Section 4 – Cross-border transactions
The FAQ highlights that cross-border transactions may be subject to mandatory filing if they produce (even if indirectly or to a limited extent) or may produce effects in Brazil.
- As long as it is economically rational, from a geographical and logistical point of view, for the company to offer its goods or services in Brazil, there is potential for producing effects. This is usually the case when the relevant markets involved in the transaction are global or encompass part of Brazil’s territory.
- The lack of past, current or planned activity in Brazil is not (by itself) sufficient to rule out potential effects in the country. As such, potential effects may arise even when the company or asset involved is not located in Brazil and does not generate revenue in Brazil, or even when the asset to be acquired is not operational.
Section 6 – Associative agreements
As per the Brazilian Competition Law and CADE Resolution No. 17/2016, the FAQ clarifies each of the four criteria for determining when an associative agreement must be filed:
- Minimum term: agreements with a term of less than two years will only be subject to mandatory filing if they are extended to cover a total period of more than two years from the moment the agreement is signed, not from it is amended. The agreement must be filed before it has been in force for two years.

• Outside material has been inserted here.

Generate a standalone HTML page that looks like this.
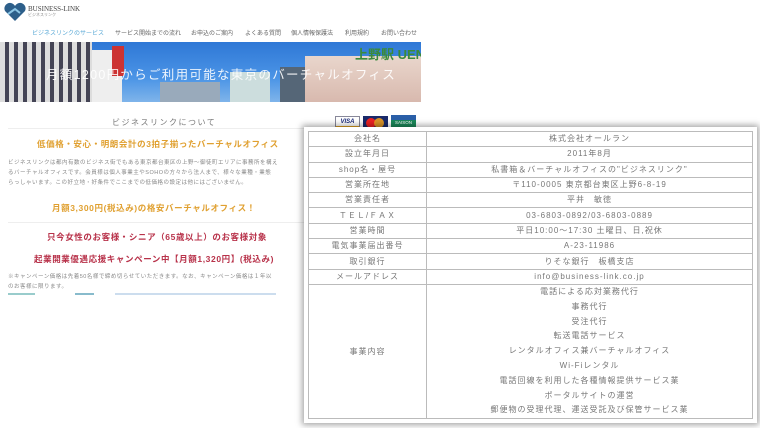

- Joint ventures for economic activity: This criterion is met when parties collaborate in a coordinated manner to carry out economic activities, even if they are not for profit. CADE may consider governance structures, the level of interdependence between the parties, and the use of shared sources (among other factors);
- Sharing risks and results: typically evidenced via clauses addressing shared investment, revenue targets, pricing coordination, or exchanges of competitively sensitive information.
- Competition in the market relevant to the agreement: this criterion is met whenever two or more companies are active in the same relevant market. However, CADE also considers horizontal and vertical overlaps between existing products/services and those under development.
The updated FAQ comes in the wake of intense discussions around the need for transparency and updating the criteria applicable to merger filings in Brazil. As always, a case-by-case analysis remains essential when assessing whether a transaction should be filed.